Однако к началу XIX века тесная связь развития науки и технического прогресса с жизнью была уже очевидна. Этот феномен потребовал осмысления, причем не только философского, но и «адаптированного», приспособленного к пониманию массового читателя. И в середине XIX века сформировался новый литературный жанр — научная фантастика. Ее возникновение связывают, в первую очередь, с именем великого французского писателя Жюля Верна. Правда, сам Жюль Верн такой термин не использовал. Он рассматривал свои романы как мощное средство воспитания юношества, пропаганды новейших научных открытий и технических достижений. Естественно, для этого книги должны были обладать увлекательным сюжетом, а описываемые в них машины и приборы — удивлять читателя и будить его фантазию. Благодаря колоссальной популярности произведений французского писателя, в литературоведении издавна утвердилось и длительное время безраздельно господствовало мнение о Жюле Верне как о едва ли не гениальном провидце, указывавшем пути будущего развития техники.
Жюль Верн — отец научной фантастики
Однако в последние десятилетия эта точка зрения подвергается все более серьезной ревизии. Например, одним из скептиков является известный французский специалист Ален Бюзен, который снисходительно назвал жюльверновские машины «игрушками». И хотя Бюзен не мог не отдать должного «очарованию» выдумок писателя, он все же констатировал, что в целом Жюль Верн в своих предвидениях не только не опережал, но скорее отставал от науки своего времени: «он <…> использовал, комбинировал и обобщал уже достаточно устаревшие открытия».

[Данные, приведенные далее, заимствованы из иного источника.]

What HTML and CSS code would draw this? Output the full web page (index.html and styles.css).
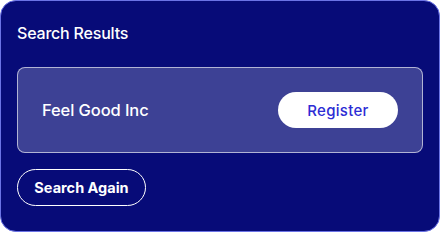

В самом деле, ничего подобного грандиозному «Наутилусу» из романа «Двадцать тысяч лье под водой» человек не мог построить еще много десятилетий, но ведь подводные лодки плавали задолго до публикации романа (1870 год). В романе «Пятьсот миллионов бегумы» (1879 год) была описана чудовищная супер-пушка с дальностью стрельбы в несколько десятков километров. Не уступающее ей орудие появилось только в начале XX столетия (знаменитая «Большая Берта» времен Первой мировой войны), но ведь именно артиллерия уже несколько веков являлась самым грозным видом вооружения.